Lending becoming easier for manufactured homes
MARIETTA — A national shortage of affordable housing prompted Freddie Mac, a government-sponsored company that purchases mortgages from banks, to issue in late 2018 a new set of financing guidelines that are expected to make it easier for people seeking low-cost housing to purchase manufactured, modular, factory-built housing.
Whether the new program, called CHOICEHomes, addresses the demand for housing in Washington County remains to be seen as lenders and manufacturers become familiar with it.
Manufactured housing, until now, has been a challenge for lenders who rely on some federal housing programs to guarantee or repurchase mortgages.
Dennis Smith is affordable lending manager for Freddie Mac’s national office but previously worked in Athens County. He said the changes are connected to the government-sponsored enterprise’s duty to serve mandate, which obligates the mortgage giant to offer programs tailored to home buyers in areas that suffer from affordable housing stock options, which includes Appalachia.
“The manufacturers came to us and told us, ‘We have a product that can fill that gap.’ However, the product didn’t have a financing vehicle,” he said. “We’ve embraced a loan product for those HUD-qualifying homes.”
Smith said Freddie Mac loan products since the end of November can now be issued for manufactured homes using site-built comparables, a move that should allow greater flexibility in lending for many people. The program was launched as a pilot during the summer of 2018.
“It’s a fantastic opportunity for an affordable, quality-built asset,” he said. “Twenty-two million Americans live in manufactured homes. Especially in rural America, getting a construction crew and building materials on a site can be cost-prohibitive. There’s really a void in the price point around $70,000 for site-built homes, and manufactured homes have advantages — no weather delays, you don’t have to worry about materials disappearing and the labor force is already there, at the factory.”

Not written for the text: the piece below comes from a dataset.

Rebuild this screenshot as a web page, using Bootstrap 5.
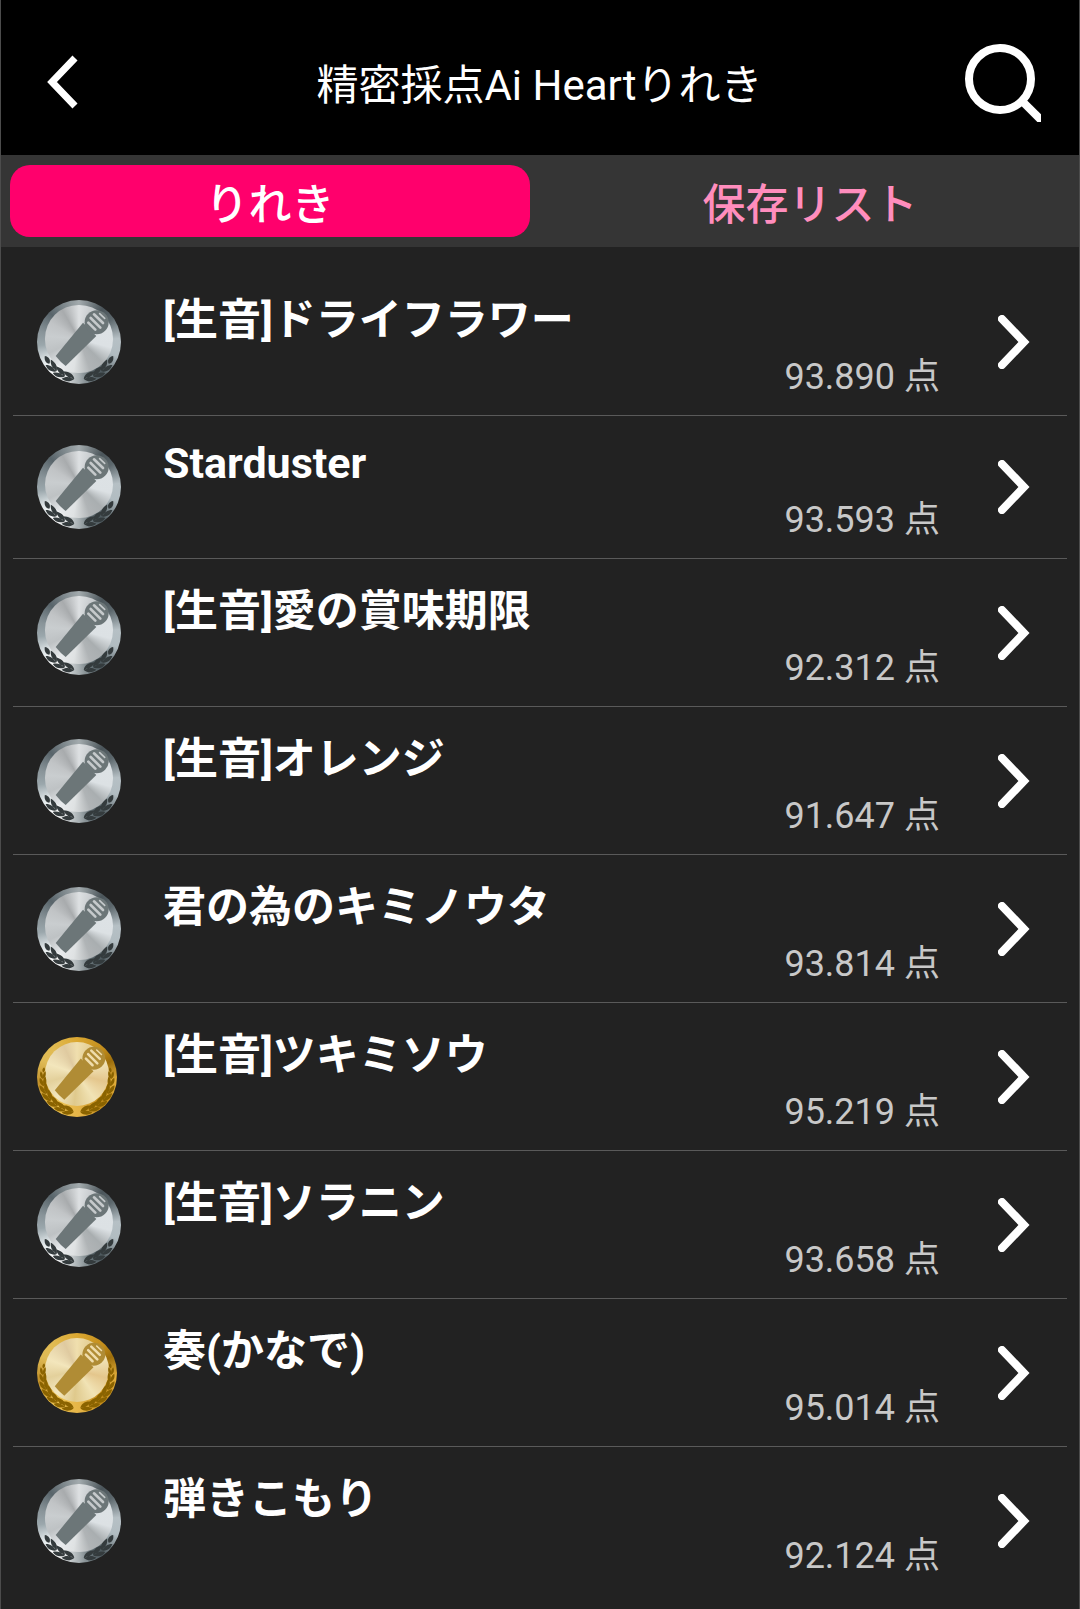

Advances in the quality of manufactured housing also has played a role in the agency’s decision to provide better financing support, he said.
“It looks more and more like a site-built home, with higher roof pitch, meeting energy efficiency requirements such as insulation and windows, high end fit and finish,” he said.
A significant portion of residential housing in Washington County is manufactured rather than site-built, according to data from the Washington County auditor: the county has 4,500 to 5,000 manufactured homes registered, out of the 28,250 housing units estimated in the American Community Survey 5-year data for 2017, or between 15 and 18 percent.
Freddie Mac estimated the average cost of a new, qualifying manufactured home to be about $78,000 nationally, a figure which would not include property or set-up costs. The median housing unit value in Washington County, according to the ACS for 2017, was $119,000.
The recent changes in Freddie Mac policy might take some time to play out in Washington County. At this point, much of the lending done by local banks is funded in-house rather than being resold to Freddie Mac or Fannie Mae, the other big government-sponsored mortgage buyer.
Jodi Stines, senior mortgage consultant for Peoples Bank in Marietta, said the bank doesn’t work with Freddie Mac and does not often finance manufactured housing, although when it does comparable site-built housing is often used because suitable manufactured housing comps are difficult to find.
“A lot of times, you can’t get three or four comparable sales within the last 12 months, you can imagine how difficult that might be,” she said. “If it’s a double-wide on a permanent foundation, it’s really not more difficult than a site-built house.”
Ron Tomasch at Polaris Home Funding offers mortgage servicing, assisting home buyers with meeting requirements and then ordinarily selling the completed mortgages to another party. He said manufactured housing normally is more complicated to finance than site-built housing when federal lending requirements are taken into account.
“We do manufactured homes all the time, it’s probably a third of our business,” he said. “We normally do them through Fannie Mae, not Freddie Mac.”
For financing a double-wide already on a site, he said, a foundation inspection is required, and the original FHA number needs to be in place or certain types of verification available if it is missing.
“For example, if you move a double-wide from an existing location, it’s no longer financible, the rule is that it has to be installed on that site by the dealer. If it’s built before 1976, it’s not eligible. It can’t be in a flood zone. There are just a lot of rules,” he said.
Another difficulty in purchased new manufactured housing is the gap between the time it’s on the dealer’s lot and when it is set up on the property, he said. The dealer wants to be paid before the house leaves the lot, but financing isn’t available until the house is set up on the destination property, he said.
The savings can be worth the effort, however. Tomasch said a new factory-built home, with property and set up costs, can be bought in this area for the same price or less than a similar-sized existing home that might be 100 years old.
But there is a lower limit to financing any real estate through federally-regulated programs, he noted. Freddie Mac, Fannie Mae and the FHA all place limits on the transactional costs related to purchase, and because some of those costs are the same no matter what the cost of the property is, the return for companies doing the financing becomes unattractive the lower the price gets.
“Whether it’s $40,000 or $140,000 a lot of the fixed costs, like appraisal fees and attorney fees, are the same,” he said.